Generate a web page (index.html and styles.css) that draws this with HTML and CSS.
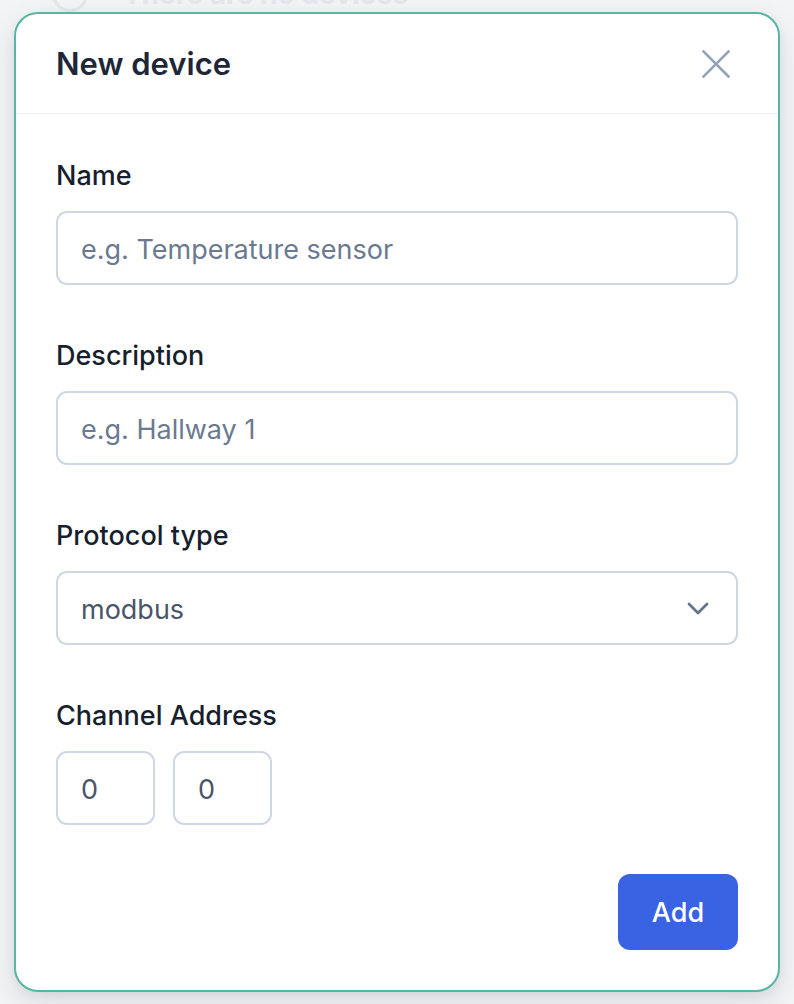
FILE: index.html
```html
<!DOCTYPE html>
<html lang="en">
<head>
<meta charset="utf-8">
<title>New device</title>
<link rel="stylesheet" href="styles.css">
</head>
<body>
<div class="backdrop-content">
  <span class="empty-icon"></span>
  <span class="empty-text">There are no devices</span>
</div>
<div class="modal">
  <header class="modal-header">
    <h2 class="modal-title">New device</h2>
    <button class="close-btn" aria-label="Close">
      <svg width="28" height="28" viewBox="0 0 28 28" fill="none" stroke="#94a3b8" stroke-width="2.6" stroke-linecap="square">
        <path d="M1.5 1.5 L26.5 26.5 M26.5 1.5 L1.5 26.5"/>
      </svg>
    </button>
  </header>
  <div class="modal-body">
    <div class="field">
      <label class="label">Name</label>
      <div class="input placeholder">e.g. Temperature sensor</div>
    </div>
    <div class="field">
      <label class="label">Description</label>
      <div class="input placeholder">e.g. Hallway 1</div>
    </div>
    <div class="field">
      <label class="label">Protocol type</label>
      <div class="input select">
        <span>modbus</span>
        <svg class="chevron" width="22" height="13" viewBox="0 0 22 13" fill="none" stroke="#64748b" stroke-width="2.8" stroke-linecap="round" stroke-linejoin="round">
          <path d="M2 2 L11 11 L20 2"/>
        </svg>
      </div>
    </div>
    <div class="field last">
      <label class="label">Channel Address</label>
      <div class="address-row">
        <div class="input small">0</div>
        <div class="input small">0</div>
      </div>
    </div>
    <div class="footer">
      <button class="add-btn">Add</button>
    </div>
  </div>
</div>
</body>
</html>
```

FILE: styles.css
```css
html, body {
  margin: 0;
  padding: 0;
}
body {
  width: 794px;
  height: 1004px;
  background: #f3f4f6;
  font-family: Inter, "Noto Sans", "Liberation Sans", sans-serif;
  position: relative;
  overflow: hidden;
}
.backdrop-content {
  position: absolute;
  left: 52px;
  top: -24px;
  display: flex;
  align-items: center;
  gap: 35px;
}
.empty-icon {
  width: 30px;
  height: 30px;
  border: 3px solid #e4e7eb;
  border-radius: 50%;
}
.empty-text {
  font-size: 28px;
  font-weight: 700;
  color: #e4e7eb;
}
.modal {
  position: relative;
  margin: 12px 14px 0 14px;
  width: 766px;
  height: 980px;
  box-sizing: border-box;
  background: #ffffff;
  border: 2px solid #55b6a3;
  border-radius: 24px;
  box-shadow: 0 10px 30px rgba(15, 23, 42, 0.10), 0 4px 10px rgba(15, 23, 42, 0.05);
  display: flex;
  flex-direction: column;
}
.modal-header {
  height: 99px;
  border-bottom: 1px solid #eef2f6;
  display: flex;
  align-items: center;
  justify-content: space-between;
  padding: 0 48px 0 40px;
}
.modal-title {
  margin: 0;
  font-size: 31px;
  font-weight: 600;
  color: #1e2738;
}
.close-btn {
  background: none;
  border: 0;
  padding: 0;
  width: 28px;
  height: 28px;
  display: flex;
  align-items: center;
  justify-content: center;
}
.modal-body {
  flex: 1;
  padding: 41px 40px 40px 40px;
  display: flex;
  flex-direction: column;
}
.field {
  display: flex;
  flex-direction: column;
  margin-bottom: 50px;
}
.field.last {
  margin-bottom: 49px;
}
.label {
  height: 40px;
  line-height: 42px;
  font-size: 27px;
  font-weight: 500;
  color: #171f2e;
  margin-bottom: 16px;
}
.input {
  height: 74px;
  box-sizing: border-box;
  border: 2px solid #cfd7e2;
  border-radius: 11px;
  padding: 3px 23px 0 23px;
  display: flex;
  align-items: center;
  font-size: 27px;
  color: #4a5568;
}
.input.placeholder {
  color: #6b7a90;
}
.select {
  justify-content: space-between;
  padding-right: 27px;
}
.chevron {
  display: block;
  margin-top: -3px;
}
.address-row {
  display: flex;
  gap: 18px;
}
.input.small {
  width: 99px;
}
.footer {
  display: flex;
  justify-content: flex-end;
}
.add-btn {
  width: 120px;
  height: 76px;
  border: 0;
  border-radius: 12px;
  background: #3963e3;
  color: #ffffff;
  font-family: Inter, "Noto Sans", "Liberation Sans", sans-serif;
  font-size: 27px;
  font-weight: 500;
  padding-top: 2px;
}
```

───

Quote the material in full and exactly; do not carry over its pictures.

== Response to the exercise ==
Generate a web page (index.html and styles.css) that draws this with HTML and CSS.
FILE: index.html
```html
<!DOCTYPE html>
<html lang="en">
<head>
<meta charset="utf-8">
<title>New device</title>
<link rel="stylesheet" href="styles.css">
</head>
<body>
<div class="backdrop-content">
  <span class="empty-icon"></span>
  <span class="empty-text">There are no devices</span>
</div>
<div class="modal">
  <header class="modal-header">
    <h2 class="modal-title">New device</h2>
    <button class="close-btn" aria-label="Close">
      <svg width="28" height="28" viewBox="0 0 28 28" fill="none" stroke="#94a3b8" stroke-width="2.6" stroke-linecap="square">
        <path d="M1.5 1.5 L26.5 26.5 M26.5 1.5 L1.5 26.5"/>
      </svg>
    </button>
  </header>
  <div class="modal-body">
    <div class="field">
      <label class="label">Name</label>
      <div class="input placeholder">e.g. Temperature sensor</div>
    </div>
    <div class="field">
      <label class="label">Description</label>
      <div class="input placeholder">e.g. Hallway 1</div>
    </div>
    <div class="field">
      <label class="label">Protocol type</label>
      <div class="input select">
        <span>modbus</span>
        <svg class="chevron" width="22" height="13" viewBox="0 0 22 13" fill="none" stroke="#64748b" stroke-width="2.8" stroke-linecap="round" stroke-linejoin="round">
          <path d="M2 2 L11 11 L20 2"/>
        </svg>
      </div>
    </div>
    <div class="field last">
      <label class="label">Channel Address</label>
      <div class="address-row">
        <div class="input small">0</div>
        <div class="input small">0</div>
      </div>
    </div>
    <div class="footer">
      <button class="add-btn">Add</button>
    </div>
  </div>
</div>
</body>
</html>
```

FILE: styles.css
```css
html, body {
  margin: 0;
  padding: 0;
}
body {
  width: 794px;
  height: 1004px;
  background: #f3f4f6;
  font-family: Inter, "Noto Sans", "Liberation Sans", sans-serif;
  position: relative;
  overflow: hidden;
}
.backdrop-content {
  position: absolute;
  left: 52px;
  top: -24px;
  display: flex;
  align-items: center;
  gap: 35px;
}
.empty-icon {
  width: 30px;
  height: 30px;
  border: 3px solid #e4e7eb;
  border-radius: 50%;
}
.empty-text {
  font-size: 28px;
  font-weight: 700;
  color: #e4e7eb;
}
.modal {
  position: relative;
  margin: 12px 14px 0 14px;
  width: 766px;
  height: 980px;
  box-sizing: border-box;
  background: #ffffff;
  border: 2px solid #55b6a3;
  border-radius: 24px;
  box-shadow: 0 10px 30px rgba(15, 23, 42, 0.10), 0 4px 10px rgba(15, 23, 42, 0.05);
  display: flex;
  flex-direction: column;
}
.modal-header {
  height: 99px;
  border-bottom: 1px solid #eef2f6;
  display: flex;
  align-items: center;
  justify-content: space-between;
  padding: 0 48px 0 40px;
}
.modal-title {
  margin: 0;
  font-size: 31px;
  font-weight: 600;
  color: #1e2738;
}
.close-btn {
  background: none;
  border: 0;
  padding: 0;
  width: 28px;
  height: 28px;
  display: flex;
  align-items: center;
  justify-content: center;
}
.modal-body {
  flex: 1;
  padding: 41px 40px 40px 40px;
  display: flex;
  flex-direction: column;
}
.field {
  display: flex;
  flex-direction: column;
  margin-bottom: 50px;
}
.field.last {
  margin-bottom: 49px;
}
.label {
  height: 40px;
  line-height: 42px;
  font-size: 27px;
  font-weight: 500;
  color: #171f2e;
  margin-bottom: 16px;
}
.input {
  height: 74px;
  box-sizing: border-box;
  border: 2px solid #cfd7e2;
  border-radius: 11px;
  padding: 3px 23px 0 23px;
  display: flex;
  align-items: center;
  font-size: 27px;
  color: #4a5568;
}
.input.placeholder {
  color: #6b7a90;
}
.select {
  justify-content: space-between;
  padding-right: 27px;
}
.chevron {
  display: block;
  margin-top: -3px;
}
.address-row {
  display: flex;
  gap: 18px;
}
.input.small {
  width: 99px;
}
.footer {
  display: flex;
  justify-content: flex-end;
}
.add-btn {
  width: 120px;
  height: 76px;
  border: 0;
  border-radius: 12px;
  background: #3963e3;
  color: #ffffff;
  font-family: Inter, "Noto Sans", "Liberation Sans", sans-serif;
  font-size: 27px;
  font-weight: 500;
  padding-top: 2px;
}
```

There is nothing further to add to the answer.